” Recyclers and Plastics Processors Move Closer Together”
A functioning circular economy requires the seamless interaction of recyclers and processors. At K 2022, Thorsten Kühmann, Managing Director of the Plastics and Rubber Machinery Association of the VDMA, spoke with Ulrich Reifenhäuser, Chairman of the Board of this association, and Michael Ludden, Chairman of the Board of the Waste and Recycling Technology Association of the VDMA, about current developments.
Thorsten Kühmann: What is the significance of plastic waste and how important is dealing with this waste here at K?

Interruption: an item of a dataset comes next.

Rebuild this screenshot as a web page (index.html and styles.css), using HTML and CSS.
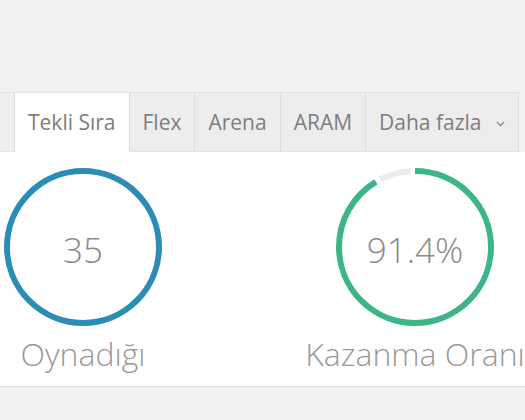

Michael Ludden: Today, we as companies involved in waste and recycling technology, are able to generate a material flow from both household waste and, above all, packaging waste, which ends up in recyclates, which can then be processed further. Over the past 20 years, the industry has developed equipment that is capable of distinguishing between the monomers of plastic, such as polyethylene, polypropylene, polystyrene or PET. Today, these devices are important components of sorting plants. The reuse of this recyclate works quite well. As a result of political pressure, processors are now demanding larger quantities and better qualities, because the material should be recycled as often as possible – hence the increasing proximity of the recyclers to the processors who are gathered here at the K. They want to know what works andwhat doesn’t so far. Up until now, processors have mostly used petroleum-based virgin material; now they have to deal with recyclates, whose properties often differ from those of virgin material.
Your company Sutco Recyclingtechnik is an exhibitor at IFAT and, for the first time, now also at K. Why is it so important that these two trade fairsfind common ground in terms of content?
Ludden: If we want to achieve a high quality granulate, input streams with consistent quality are important, which you obtain if you buy the material from a sorting plant with the highest available level of technology, as you can bank on its quality. You can then also adjust the processing to these qualities. This discussion between those who sort and those who process is taking place now – here at K and also at IFAT. It is important to know what one party can do and the other one needs.
Mr Reifenhäuser, your company manufactures machines that can produce large quantities of plastic film. Do you use recyclates and if so, what is important in this respect?
Reifenhäuser: The use of recyclates is not a problem at all in our process technology. The problem is rather that there are hardly any recyclates. Collecting the plastic waste already works very well in some countries, but sorting is the challenge; to determine what is PE, what is PP, what is PET. Sorting is especially difficult with multi-layer films, as some are recyclable, and some are not. How do you go about identifying that? From my point of view, every plastic package needs to be digitised. It has to tell a sorter what it’s made of. There are already good and sustainable methods available, which now need to be put on track. Only time will tell whether they will ultimately form the solution, but we do have to make a start.
What methods are present at the moment?
Reifenhäuser: There is R-Cycle and Holy Grail. R-Cycle is an open standard for realising a digital product passport for plastics. Holy Grail is an initiative to establish a uniform marking of this product passport by means of an invisible watermark. Both groups are already working together. These are innovative approaches that, in my view, are suitable for solving the sorting problem. But aside from this, the industry is doing its best to use recyclates. At Reifenhäuser, we have developed a technology that allows us to use post-consumer plastics in film processing; not for high-end films, but for rubbish bags or even mail bags. The ultimate solution, however, must be to improve sorting overall by using digitisation.
Is there no role in any of this for consumers?
Reifenhäuser: Consumers cannot do the sorting in the way we need it to be done, as their knowledge is simply too limited for that; they would have to be specialists in this field. That’s why the right approach is technology, digitalisation. Every product needs a digital twin. Ludden: On the waste side, we have learned over the past 20 years that humans are not able to distinguish polymers. That’s why there are near-infrared devices in modern sorting plants. In a modern sorting plant like the one we are building in Sweden right now, there are 30 of these near-infrared devices with which we can produce twelve good monomer fractions. We can also sort them
by colour. But we need corresponding quantities of material to be able to distinguish the material and these quantities are still missing today. There is a lot of pressure in the market because everyone wants recyclates. However, the consumer is not left out, because all technologies are based on the fact that the plastic stream has first been registered. Therefore, it remains very important that consumers deposit their plastic packaging in the recycling bin.
What role does product design play in the effort to get more recyclates?
Ludden: In view of simple packaging, there are certainly possibilities in product design to reduce the mix of materials; however, as soon as a package has a special function, this becomes more difficult. The multi-layered film of meat packaging for example, forms an oxidation barrier layer that ensures the shelf life of the product. So, you can’t simply say, let’s just take three types of plastic and make everything out of that. Reifenhäuser: If we talk about a circular economy, we need to have products that can be recycled. It means that we have to get away from these multi-layers that for instance keep cheese for nine months and accept that it can only be kept for five weeks; that would be a sensible design. We have to redesign products in the direction of a circular economy.